The WHO has published its first global research agenda for the world’s scientists to address the most urgent human health priorities to combat antimicrobial resistance (AMR). It outlines 40 research topics on drug-resistant bacteria, fungi, and Mycobacterium tuberculosis that must be answered by 2030, in line with the Sustainable Development Goals.
The WHO global research agenda for AMR in human health will catalyze innovation and implementation research, spanning the epidemiology, burden and drivers of AMR, context-specific and cost-effective strategies to prevent infections, and the emergence of resistance.
It will also involve the discovery of new diagnostic tests and improved treatment regimens, the identification of cost-effective methods to collect data and translate it into policy, as well as how to implement current interventions more efficiently in resource-limited settings. Ultimately, the generated evidence will inform policies and interventions to strengthen the response to antimicrobial resistance, particularly in low- and middle-income countries.
“Antimicrobial resistance is an urgent public health and economic challenge, and good quality research is a vital part of the response. To help preserve antimicrobials and save lives and livelihoods, this research agenda is a crucial tool for researchers and funders to prioritize research questions, and promptly and efficiently generate evidence that informs policy,” said Hanan Balkhy, MD, the WHO assistant director-general for AMR. “This first research agenda from WHO will provide the world’s AMR researchers and funders with the most important topics to focus on and give the world its best chance to combat AMR,” added Silvia Bertagnolio, MD, unit head in the WHO AMR Division.
The research agenda was developed based on a review of over 3,000 relevant documents published over the past decade. The review identified 2,000 unanswered questions or knowledge gaps, which were further consolidated and prioritized by a large group of AMR experts to conclude with the 40 most pivotal research topics. A summary report containing the research priorities is available here.

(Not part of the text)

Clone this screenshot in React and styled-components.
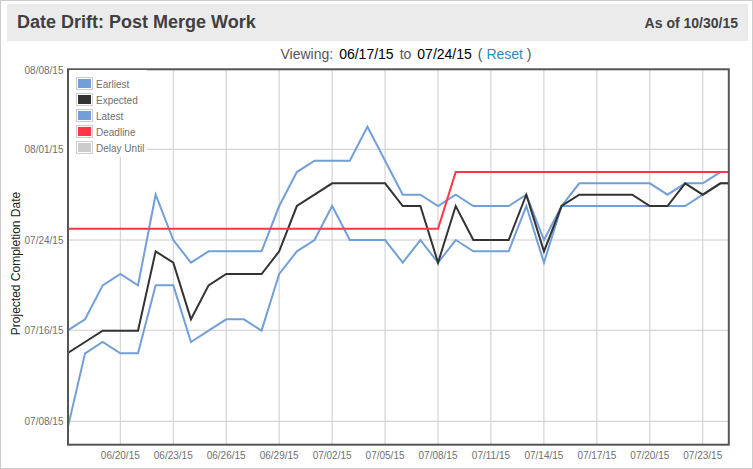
import React from 'react';
import styled, { createGlobalStyle } from 'styled-components';

const GlobalStyle = createGlobalStyle`
  html, body {
    margin: 0;
    padding: 0;
    background: #fff;
  }
  body {
    font-family: "Liberation Sans", Arial, sans-serif;
  }
`;

const Panel = styled.div`
  box-sizing: border-box;
  width: 753px;
  height: 469px;
  border: 1px solid #ccc;
  background: #fff;
  padding-top: 3px;
  overflow: hidden;
`;

const Header = styled.header`
  box-sizing: border-box;
  height: 37px;
  margin: 0 4px 0 6px;
  padding: 0 10px;
  background: #ebebeb;
  color: #3f3f3f;
  display: flex;
  align-items: center;
  justify-content: space-between;
`;

const Title = styled.h1`
  margin: 0;
  font-size: 18px;
  font-weight: bold;
`;

const AsOf = styled.div`
  font-size: 14px;
  font-weight: bold;
`;

const RangeBar = styled.div`
  height: 20px;
  margin-top: 3px;
  padding-left: 59px;
  display: flex;
  align-items: center;
  justify-content: center;
  gap: 6px;
  font-size: 14px;
  color: #555;
`;

const RangeDate = styled.span`
  color: #000;
`;

const ResetLink = styled.a`
  color: #2a8cc4;
  cursor: pointer;
`;

const ChartArea = styled.div`
  position: relative;
  width: 751px;
  height: 404px;
`;

const ChartSvg = styled.svg`
  display: block;
`;

const AxisLabel = styled.text`
  font-size: 10px;
  fill: #6f6f6f;
`;

const AxisTitle = styled.text`
  font-size: 12px;
  fill: #222;
`;

const Legend = styled.ul`
  position: absolute;
  left: 68px;
  top: 6px;
  box-sizing: border-box;
  width: 78px;
  height: 87px;
  margin: 0;
  padding: 7px 0 0 7px;
  list-style: none;
  background: #fff;
  display: flex;
  flex-direction: column;
  gap: 3px;
`;

const LegendItem = styled.li`
  display: flex;
  align-items: center;
  gap: 3px;
  height: 13px;
  font-size: 10px;
  color: #6f6f6f;
  white-space: nowrap;
`;

const LegendLabel = styled.span`
  padding-top: 1px;
`;

const Swatch = styled.span`
  box-sizing: border-box;
  width: 17px;
  height: 13px;
  flex: none;
  border: 1px solid #ccc;
  outline: 1px solid #fff;
  outline-offset: -2px;
  background: ${(p) => p.color};
`;

const BLUE = '#739fd8';
const BLACK = '#333';
const RED = '#ff3545';

const xAt = (i) => 67.4 + 17.65 * i;
const yAt = (d) => 421.3 - d * 11.33;

const earliest = [
  -0.7, 6, 7, 6, 6, 12, 12, 7, 8, 9, 9, 8, 13, 15, 16, 19, 16, 16, 16, 14, 16,
  14, 16, 15, 15, 15, 19, 14, 19, 19, 19, 19, 19, 19, 19, 19, 20, 21, 21,
];
const latest = [
  8, 9, 12, 13, 12, 20, 16, 14, 15, 15, 15, 15, 19, 22, 23, 23, 23, 26, 23, 20,
  20, 19, 20, 19, 19, 19, 20, 16, 19, 21, 21, 21, 21, 21, 20, 21, 21, 22, 22,
];
const expected = [
  6, 7, 8, 8, 8, 15, 14, 9, 12, 13, 13, 13, 15, 19, 20, 21, 21, 21, 21, 19, 19,
  14, 19, 16, 16, 16, 20, 15, 19, 20, 20, 20, 20, 19, 19, 21, 20, 21, 21,
];
const deadline = earliest.map((_, i) => (i < 22 ? 17 : 22));

const series = [
  { name: 'earliest', color: BLUE, data: earliest },
  { name: 'latest', color: BLUE, data: latest },
  { name: 'expected', color: BLACK, data: expected },
  { name: 'deadline', color: RED, data: deadline },
];

const yTicks = [
  { label: '08/08/15', y: 70, grid: false },
  { label: '08/01/15', y: 149.3, grid: true },
  { label: '07/24/15', y: 240, grid: true },
  { label: '07/16/15', y: 330.3, grid: true },
  { label: '07/08/15', y: 421.3, grid: true },
];

const xTicks = [
  '06/20/15', '06/23/15', '06/26/15', '06/29/15', '07/02/15', '07/05/15',
  '07/08/15', '07/11/15', '07/14/15', '07/17/15', '07/20/15', '07/23/15',
];

const legendItems = [
  { label: 'Earliest', color: BLUE },
  { label: 'Expected', color: BLACK },
  { label: 'Latest', color: BLUE },
  { label: 'Deadline', color: RED },
  { label: 'Delay Until', color: '#ccc' },
];

const Chart = () => (
  <ChartSvg width="751" height="404" viewBox="1 64 751 404">
    <defs>
      <clipPath id="plot">
        <rect x="68" y="69" width="661" height="376" />
      </clipPath>
    </defs>

    {yTicks.filter((t) => t.grid).map((t) => (
      <line key={t.label} x1="68" x2="729" y1={t.y} y2={t.y} stroke="#ccc" />
    ))}
    {xTicks.map((t, i) => (
      <line key={t} x1={120.3 + 52.95 * i} x2={120.3 + 52.95 * i} y1="69" y2="445" stroke="#ccc" />
    ))}

    <g clipPath="url(#plot)">
      {series.map((s) => (
        <polyline
          key={s.name}
          fill="none"
          stroke={s.color}
          strokeWidth="2"
          points={s.data.map((d, i) => `${xAt(i)},${yAt(d)}`).join(' ')}
        />
      ))}
    </g>

    <rect x="68" y="69.3" width="660.8" height="375.4" fill="none" stroke="#555" strokeWidth="2" />

    {yTicks.map((t) => (
      <AxisLabel key={t.label} x="63.5" y={t.y + 3.7} textAnchor="end">{t.label}</AxisLabel>
    ))}
    {xTicks.map((t, i) => (
      <AxisLabel key={t} x={120.3 + 52.95 * i} y="458.5" textAnchor="middle">{t}</AxisLabel>
    ))}

    <AxisTitle transform="translate(20 263.5) rotate(-90)" textAnchor="middle">
      Projected Completion Date
    </AxisTitle>
  </ChartSvg>
);

const App = () => (
  <>
    <GlobalStyle />
    <Panel>
      <Header>
        <Title>Date Drift: Post Merge Work</Title>
        <AsOf>As of 10/30/15</AsOf>
      </Header>
      <RangeBar>
        <span>Viewing:</span>
        <RangeDate>06/17/15</RangeDate>
        <span>to</span>
        <RangeDate>07/24/15</RangeDate>
        <span>( <ResetLink>Reset</ResetLink> )</span>
      </RangeBar>
      <ChartArea>
        <Chart />
        <Legend>
          {legendItems.map((item) => (
            <LegendItem key={item.label}>
              <Swatch color={item.color} />
              <LegendLabel>{item.label}</LegendLabel>
            </LegendItem>
          ))}
        </Legend>
      </ChartArea>
    </Panel>
  </>
);

export default App;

AMR occurs when bacteria, viruses, fungi, and parasites evolve with time and no longer respond to antimicrobial drugs making infections harder to treat and increasing the risk of disease spread, severe illness, and death. It remains one of the top global public health threats facing humanity and was associated with the death of close to five million people globally in 2019. AMR is also a huge threat to the global economy, with an impact on international trade, health care, and productivity.